Les mots sont de l’ancien Procureur général de la République, Flory Kabange Numbi et datent du 9 juin 2016. Ce jour là, il avait adressé une correspondance au Directeur de la prison centrale de Makala pour lui demander de retourner Jean-Claude Muyambo dans son lieu de détention.
« Il me revient que le détenu Jean-Claude Muyambo, au lieu de se retrouver sur le lit de malade à l’hôpital où il est supposé être, se promène à travers toute la ville de Kinshasa. Par conséquent, je vous enjoins, dès réception de la présente de le reprendre et de le retourner dans son lieu de détention », avait écrit Flory Kabange Numbi.
Quelques jours plus tôt, l’ancien bâtonnier du Barreau de Lubumbashi, ancien ministre et homme d’affaires, Jean-Claude Muyambo Kyassa avait été évacué dans un centre hospitalier pour des soins.
En détention depuis janvier 2015 et condamné à 26 mois de prison entre autres pour stellionat, il a été libéré en janvier 2019.
Franck Diongo et son état de santé «suffisamment alarmant»
Arrêté en décembre 2016 et reconnu coupable « d’arrestation arbitraire et de détention illégale aggravée » par les juges de la défunte Cour suprême de justice, l’ancien député national Franck Diongo est sans doute l’ex prisonnier de Makala dont les échos de la maladie ont fait le plus de bruits.
Condamné à cinq ans de servitude pénale à l’issue d’un procès auquel il s’est présenté sous perfusion, il a été tiré de force de son lit du centre hospitalier où il a été admis à la suite des coups reçus de ceux qui étaient venus l’arrêter pour être mis en prison.
Là-bas, son état de santé ne se serait jamais amélioré et était même présenté comme inquiétant. « L’état de santé de l’honorable Franck Diongo est suffisamment alarmant. Et il est regrettable de voir que jusqu’à ce jour, le gouvernement n’a pas pris des dispositions pour l’évacuer…C’est quand même un député national », avait dénoncé Me Laurent Onyemba, un de ses avocats.
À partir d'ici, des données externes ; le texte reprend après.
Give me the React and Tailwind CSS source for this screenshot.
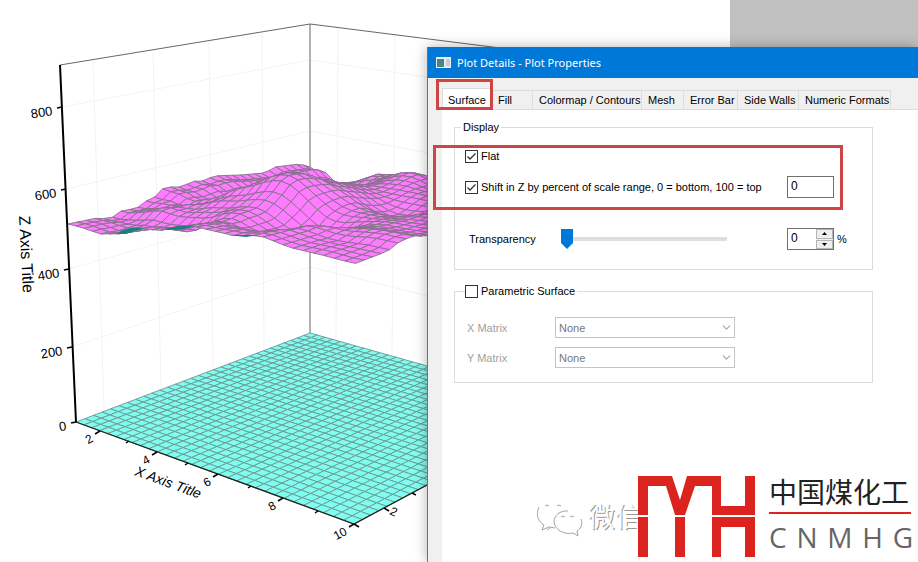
import { useState } from 'react';
import { ChevronDown } from 'lucide-react';

const CELLS = 31;

// Corners of the plot floor on screen: left, front, right, back
const LEFT = [76, 422];
const FRONT = [354, 524];
const RIGHT = [573, 407];
const BACK = [310, 333];

// Unit square -> floor quad (projective mapping)
const makeProjection = (p0, p1, p2, p3) => {
  const dx1 = p1[0] - p2[0];
  const dx2 = p3[0] - p2[0];
  const dy1 = p1[1] - p2[1];
  const dy2 = p3[1] - p2[1];
  const sx = p0[0] - p1[0] + p2[0] - p3[0];
  const sy = p0[1] - p1[1] + p2[1] - p3[1];
  const det = dx1 * dy2 - dx2 * dy1;
  const g = (sx * dy2 - dx2 * sy) / det;
  const h = (dx1 * sy - sx * dy1) / det;
  return (u, v) => {
    const w = g * u + h * v + 1;
    return [
      ((p1[0] - p0[0] + g * p1[0]) * u + (p3[0] - p0[0] + h * p3[0]) * v + p0[0]) / w,
      ((p1[1] - p0[1] + g * p1[1]) * u + (p3[1] - p0[1] + h * p3[1]) * v + p0[1]) / w,
    ];
  };
};

const floor = makeProjection(LEFT, FRONT, RIGHT, BACK);

// Surface outline along each side of the box
const edges = {
  leftFront: [[68, 224], [80, 227], [100, 234], [120, 234], [140, 228], [158, 231], [175, 228], [192, 226], [212, 231], [235, 236], [260, 236], [290, 248], [320, 255], [354, 264]],
  frontRight: [[354, 264], [388, 251], [400, 241], [414, 236], [427, 236], [573, 200]],
  leftBack: [[68, 224], [97, 218], [111, 219], [116, 213], [124, 210], [136, 209], [144, 202], [157, 196], [164, 187], [180, 187], [195, 181], [206, 181], [212, 176], [240, 175], [265, 173], [275, 167], [300, 164], [310, 167]],
  backRight: [[310, 167], [316, 172], [325, 172], [333, 180], [341, 187], [365, 188], [377, 182], [392, 176], [427, 180], [573, 200]],
};

const sample = (line, x) => {
  for (let i = 1; i < line.length; i++) {
    if (x <= line[i][0]) {
      const [x0, y0] = line[i - 1];
      const [x1, y1] = line[i];
      return y0 + ((y1 - y0) * (x - x0)) / (x1 - x0);
    }
  }
  return line[line.length - 1][1];
};

const leanX = (x) => x + (x - 310) * 0.034;

const edgeLift = (line, u, v) => {
  const [x, y] = floor(u, v);
  return y - sample(line, leanX(x));
};

// Hills and dips: centre on the floor, spread, height
const bumps = [
  { x: 290, y: 416, sx: 50, sy: 17, h: 23 },
  { x: 310, y: 452, sx: 62, sy: 16, h: -22 },
  { x: 175, y: 410, sx: 36, sy: 12, h: 12 },
  { x: 185, y: 438, sx: 36, sy: 12, h: -8 },
  { x: 412, y: 386, sx: 30, sy: 15, h: 9 },
  { x: 395, y: 424, sx: 40, sy: 14, h: -17 },
  { x: 325, y: 356, sx: 14, sy: 8, h: 6 },
  { x: 352, y: 374, sx: 18, sy: 10, h: -9 },
];

const surface = (u, v) => {
  const [x, y] = floor(u, v);
  const c00 = edgeLift(edges.leftFront, 0, 0);
  const c10 = edgeLift(edges.leftFront, 1, 0);
  const c01 = edgeLift(edges.leftBack, 0, 1);
  const c11 = edgeLift(edges.backRight, 1, 1);
  let lift =
    (1 - v) * edgeLift(edges.leftFront, u, 0) + v * edgeLift(edges.backRight, u, 1) +
    (1 - u) * edgeLift(edges.leftBack, 0, v) + u * edgeLift(edges.frontRight, 1, v) -
    ((1 - u) * (1 - v) * c00 + u * (1 - v) * c10 + (1 - u) * v * c01 + u * v * c11);
  const taper = Math.min(1, 8 * u, 8 * v, 8 * (1 - u), 8 * (1 - v));
  bumps.forEach((b) => {
    lift += taper * b.h * Math.exp(-(((x - b.x) / b.sx) ** 2) - ((y - b.y) / b.sy) ** 2);
  });
  lift += taper * 2 * Math.sin(u * 23 + v * 7) * Math.cos(v * 19);
  return [leanX(x), y - lift];
};

const toPoints = (pts) => pts.map(([x, y]) => `${x.toFixed(1)},${y.toFixed(1)}`).join(' ');

const buildCells = (fn) => {
  const cells = [];
  for (let j = CELLS - 1; j >= 0; j--) {
    for (let i = 0; i < CELLS; i++) {
      const [u0, u1, v0, v1] = [i / CELLS, (i + 1) / CELLS, j / CELLS, (j + 1) / CELLS];
      cells.push(toPoints([fn(u0, v0), fn(u1, v0), fn(u1, v1), fn(u0, v1)]));
    }
  }
  return cells;
};

const floorCells = buildCells(floor);
const surfaceCells = buildCells(surface);

const zTicks = [
  { label: '800', x: 62, y: 107 },
  { label: '600', x: 66, y: 189 },
  { label: '400', x: 69, y: 269 },
  { label: '200', x: 72, y: 347 },
  { label: '0', x: 76, y: 422 },
];

const xTicks = [
  { label: '2', x: 100, y: 431 },
  { label: '4', x: 157, y: 452 },
  { label: '6', x: 218, y: 474 },
  { label: '8', x: 283, y: 498 },
  { label: '10', x: 354, y: 524 },
];

const SurfacePlot = () => (
  <svg className="absolute left-0 top-0" width="600" height="562" viewBox="0 0 600 562" fontFamily="'Liberation Sans', Arial, sans-serif">
    {/* Wall grid */}
    <path
      d="M93 60L104 410M153 50L161 387M209 40L213 368M262 32L264 350M338 28L336 341M395 36L392 357
        M62 107L310 60L440 79M66 189L310 131L440 155M69 269L310 200L440 228M72 347L310 267L440 299"
      fill="none" stroke="#f3f3f3"
    />
    <path d="M60 65L310 24L500 48M310 24V333" fill="none" stroke="#666666" />

    <g fill="#7ffdee" stroke="#6d9696" strokeWidth="0.9">
      {floorCells.map((points, i) => <polygon key={i} points={points} />)}
    </g>
    <g fill="#ff7bff" stroke="#85708a" strokeWidth="0.9" strokeLinejoin="round">
      {surfaceCells.map((points, i) => <polygon key={i} points={points} />)}
    </g>
    {/* Underside showing through */}
    <path d="M116 234Q128 226 144 228Q134 231 126 234ZM165 229Q180 225 194 226Q186 230 168 230ZM228 235L258 235L246 237Z" fill="#16807f" />

    {/* Axes */}
    <path d="M60 65L76 422" stroke="#000" strokeWidth="2" />
    <path d="M76 422L354 524L500 446" fill="none" stroke="#222" strokeWidth="1.3" />
    {zTicks.map((t) => (
      <g key={t.label}>
        <path d={`M${t.x} ${t.y}l-5 1`} stroke="#000" strokeWidth="1.5" />
        <text x={t.x - 9} y={t.y + 8} textAnchor="end" fontSize="13" transform={`rotate(-9 ${t.x - 9} ${t.y + 8})`}>{t.label}</text>
      </g>
    ))}
    {xTicks.map((t) => (
      <g key={t.label}>
        <path d={`M${t.x} ${t.y}l-5 3`} stroke="#000" strokeWidth="1.5" />
        <text x={t.x - 6} y={t.y + 10} textAnchor="end" fontSize="12" transform={`rotate(-28 ${t.x - 6} ${t.y + 10})`}>{t.label}</text>
      </g>
    ))}
    <path d="M129 441l-3 2M188 463l-3 2M251 486l-3 2M318 511l-3 2M384 508l5 3M412 493l4 2M354 524l5 3" stroke="#000" strokeWidth="1.5" />
    <text x="389" y="514" fontSize="12" transform="rotate(25 389 514)">2</text>
    <text x="19" y="216" fontSize="16" transform="rotate(87 19 216)">Z Axis Title</text>
    <text x="134" y="475" fontSize="14" fontStyle="italic" transform="rotate(20 134 475)">X Axis Title</text>
  </svg>
);

const Checkbox = ({ label, defaultChecked }) => (
  <label className="flex items-center gap-[3px]">
    <span className="relative flex h-[13px] w-[13px]">
      <input
        type="checkbox"
        defaultChecked={defaultChecked}
        className="peer h-[13px] w-[13px] appearance-none border border-[#333333] bg-white"
      />
      <svg className="pointer-events-none absolute inset-0 hidden peer-checked:block" width="13" height="13" viewBox="0 0 13 13">
        <path d="M2.5 6.5L5 9L10.5 3.5" fill="none" stroke="#333" strokeWidth="1.3" />
      </svg>
    </span>
    {label}
  </label>
);

const tabs = [
  { name: 'Fill', width: 'w-[41px]' },
  { name: 'Colormap / Contours', width: 'w-[109px]' },
  { name: 'Mesh', width: 'w-[42px]' },
  { name: 'Error Bar', width: 'w-[54px]' },
  { name: 'Side Walls', width: 'w-[61px]' },
  { name: 'Numeric Formats', width: 'w-[92px]' },
];

const MatrixRow = ({ id, label }) => (
  <div className="flex h-[21px] items-center">
    <label htmlFor={id} className="w-[88px] text-[#a0a0a0]">{label}</label>
    <div className="relative w-[180px]">
      <select id={id} disabled className="block h-[21px] w-full appearance-none border border-[#c4c4c4] bg-white pl-[3px] text-[#777777] opacity-100">
        <option>None</option>
      </select>
      <ChevronDown className="pointer-events-none absolute right-[2px] top-[4px] h-[13px] w-[13px] text-[#a8a8a8]" strokeWidth={2} />
    </div>
  </div>
);

const PlotDetails = () => {
  const [transparency, setTransparency] = useState(0);

  return (
    <section className="absolute bottom-0 left-[427px] right-0 top-[47px] flex flex-col border-l border-[#2a84d6] bg-[#f0f0f0] text-[11px] leading-4 shadow-[0_0_12px_rgba(0,0,0,0.3)]">
      <header className="flex h-[31px] shrink-0 items-center gap-[6px] bg-[#0078d7] pl-2 font-['Noto_Sans',sans-serif] text-[11px] text-white">
        <svg width="15" height="11" viewBox="0 0 15 11">
          <rect width="15" height="11" fill="#e8eef0" />
          <rect x="1" y="2" width="7" height="8" fill="#4a8583" />
          <rect x="10" y="2" width="4" height="7" fill="#c3cfd4" />
        </svg>
        <h1>Plot Details - Plot Properties</h1>
      </header>

      {/* Tabs */}
      <div role="tablist" className="ml-[14px] flex h-8 shrink-0 items-end border-b border-[#dcdcdc]">
        <button role="tab" aria-selected="true" className="-mb-px h-[22px] w-[50px] border border-b-0 border-[#dcdcdc] bg-white">Surface</button>
        {tabs.map((tab) => (
          <button key={tab.name} role="tab" aria-selected="false" className={`h-[19px] whitespace-nowrap border-r border-t border-[#dcdcdc] pl-[6px] text-left ${tab.width}`}>
            {tab.name}
          </button>
        ))}
      </div>

      <div className="ml-[14px] flex flex-1 flex-col gap-[13px] bg-white pl-3 pr-[45px] pt-[9px]">
        <fieldset className="flex flex-col border border-[#dcdcdc] px-[10px] pb-[19px] pt-[10px]">
          <legend className="-ml-1 px-[2px]">Display</legend>
          <div className="flex h-[22px] items-center">
            <Checkbox label="Flat" defaultChecked />
          </div>
          <div className="mt-[9px] flex h-[22px] items-center justify-between pr-7">
            <Checkbox label="Shift in Z by percent of scale range, 0 = bottom, 100 = top" defaultChecked />
            <input aria-label="Shift percent" defaultValue="0" className="h-[22px] w-[47px] border border-[#707070] bg-white px-[3px] pb-[2px] text-xs" />
          </div>
          <div className="mt-[30px] flex h-[22px] items-center">
            <label htmlFor="transparency" className="w-24 pl-1">Transparency</label>
            <input
              id="transparency"
              type="range"
              min="0"
              max="100"
              value={transparency}
              onChange={(e) => setTransparency(Number(e.target.value))}
              className="h-5 w-[166px] appearance-none bg-transparent [&::-webkit-slider-runnable-track]:h-1 [&::-webkit-slider-runnable-track]:bg-[#dedede] [&::-webkit-slider-thumb]:-mt-2 [&::-webkit-slider-thumb]:h-5 [&::-webkit-slider-thumb]:w-3 [&::-webkit-slider-thumb]:appearance-none [&::-webkit-slider-thumb]:bg-[#0078d7] [&::-webkit-slider-thumb]:[clip-path:polygon(0_0,100%_0,100%_70%,50%_100%,0_70%)]"
            />
            <div className="ml-auto flex h-[22px] w-[47px] border border-[#707070]">
              <input
                aria-label="Transparency percent"
                value={transparency}
                onChange={(e) => setTransparency(Number(e.target.value) || 0)}
                className="w-[28px] bg-white px-[3px] pb-[2px] text-xs"
              />
              <div className="flex w-[17px] flex-col gap-px bg-[#f0f0f0]">
                <button aria-label="Increase" onClick={() => setTransparency((v) => Math.min(100, v + 1))} className="flex flex-1 items-center justify-center border border-[#b5b5b5] bg-[#eeeeee]">
                  <svg width="5" height="3" viewBox="0 0 5 3"><path d="M0 3L2.5 0L5 3Z" /></svg>
                </button>
                <button aria-label="Decrease" onClick={() => setTransparency((v) => Math.max(0, v - 1))} className="flex flex-1 items-center justify-center border border-[#b5b5b5] bg-[#eeeeee]">
                  <svg width="5" height="3" viewBox="0 0 5 3"><path d="M0 0L2.5 3L5 0Z" /></svg>
                </button>
              </div>
            </div>
            <span className="w-7 pl-[3px]">%</span>
          </div>
        </fieldset>

        <fieldset className="flex flex-col gap-[9px] border border-[#dcdcdc] px-3 pb-[14px] pt-[18px]">
          <legend className="-ml-[2px] pr-[2px]">
            <Checkbox label="Parametric Surface" />
          </legend>
          <MatrixRow id="x-matrix" label="X Matrix" />
          <MatrixRow id="y-matrix" label="Y Matrix" />
        </fieldset>
      </div>

      {/* Highlight frames */}
      <div className="pointer-events-none absolute left-2 top-8 h-[31px] w-[57px] border-3 border-[#d04444]" />
      <div className="pointer-events-none absolute left-[5px] top-[98px] h-[65px] w-[410px] border-3 border-[#d04444]" />
    </section>
  );
};

const Watermark = () => (
  <div className="absolute bottom-0 right-0 flex h-[90px] w-[381px] font-['Liberation_Sans','Noto_Sans_CJK_SC',sans-serif]">
    <div className="mt-[26px] flex h-10 w-[101px] shrink-0 items-center gap-[5px]">
      <svg className="shrink-0" width="46" height="38" viewBox="0 0 46 38" fill="none" stroke="#a3a3a3">
        <path d="M2 8C-2 17 2 23 7 26L5 31L12 28L18 29M8 7q2-2 4 0M20 7q2-2 4 0M10 31l3-2" />
        <path d="M31 12C23 11 17 17 17 23C18 31 27 36 36 34L41 37L40 32C44 30 46 25 44 20" />
        <path d="M24 18q2-2 4 0M33 18q2-2 4 0" />
      </svg>
      <span className="shrink-0 text-[27px] leading-10 text-[#fdfdfd] [text-shadow:1px_1px_0_#999999]">微信</span>
    </div>
    <div className="relative flex flex-1 gap-[14px] bg-white pt-1">
      <svg className="shrink-0" width="117" height="82" viewBox="0 0 117 82" fill="#dc241f">
        <path d="M0 0H34L42 24L49 0H83V30H107V0H117V39H74V10H57L47 39H37L28 10H10V39H0Z" />
        <path d="M0 41H10V81H0ZM37 41H47V81H37ZM74 41H117V81H107V51H83V81H74Z" />
      </svg>
      <div className="flex w-[144px] flex-col">
        <span className="h-9 whitespace-nowrap text-[28px] leading-9 text-[#222222]">中国煤化工</span>
        <span className="h-[2px] w-[142px] bg-[#dc241f]" />
        <span className="flex h-9 justify-between font-['Open_Sans',sans-serif] text-[28px] leading-[46px] text-[#666666]">
          {['C', 'N', 'M', 'H', 'G'].map((c) => <span key={c}>{c}</span>)}
        </span>
      </div>
    </div>
  </div>
);

const App = () => (
  <main className="relative min-h-screen overflow-hidden bg-white font-['Liberation_Sans',Arial,sans-serif] text-black">
    <SurfacePlot />
    <div className="ml-[730px] h-12 bg-[#c0c0c0]" />
    <PlotDetails />
    <Watermark />
  </main>
);

export default App;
Finalement, le leader du Mouvement Lumumbiste Progressiste (MLP) a quitté la prison centrale de Makala, le 16 mars 2019 à la faveur d’une grâce présidentielle. Depuis, c’est un Franck Diongo appartement en bonne santé qui a repris toutes ses activités politiques. Seule inquiétude, l’homme aurait été sérieusement affecté moralement par sa non nomination dans le gouvernement alors que selon ses proches, il aurait reçu des assurances de la « haute hiérarchie » qu’il allait être nommé dans le gouvernement Sama Lukonde.
Vital Kamerhe, le prisonnier malade le plus actif
Tout semblait être réuni pour le tuer politiquement. Mais l’ancien Président de l’Assemblée nationale et ancien Directeur de Cabinet du Chef de l’État refuse de mourir. Bien au contraire, après sa condamnation en appel en juin 2021, en 13 ans de prison, à 10 ans d’inéligibilité, à la restitution de plus de 50 millions de dollars détournés ainsi que la saisie de ses biens et fonds logés en banque, Vital Kamerhe continue à diriger son parti politique, l’Union pour la Nation Congolaise (UNC) comme si tout marchait bien pour lui.
Ces derniers mois, presque chaque cadre de sa formation politique a été promu à un poste au point que l’UNC est devenu le parti politique le plus structuré de la République Démocratique du Congo.
Pourtant, l’homme fait face à des soucis de santé qui ont contraint les autorités pénitentiaires à le transférer au Centre médical Nganda où il est pris en charge. De temps en temps, ses proches font le point sur sa santé qui, aux dernières nouvelles, ne se serait pas véritablement améliorée pour qu’il soit retourné à la prison centrale de Makala.
L’exception Eddy Kapend
Il fait partie des prisonniers les plus emblématiques de l’histoire de la prison centrale de Makala. Ancien aide camp de feu président de la République, Laurent Désiré Kabila, Eddy Kapend a bénéficié de la grâce présidentielle au terme d’une ordonnance présidentielle datée du 31 décembre 2020.
Condamné à la peine de mort en janvier 2003 par la Cour d’ordre militaire, il a passé 19 ans au CPRK. Mais à la différence des autres prisonniers VIP, il a su gérer ses soucis de santé, sans faire trop de bruits.
En vrai militaire, Eddy Kapend a visiblement fait preuve de résilience durant sa longue détention.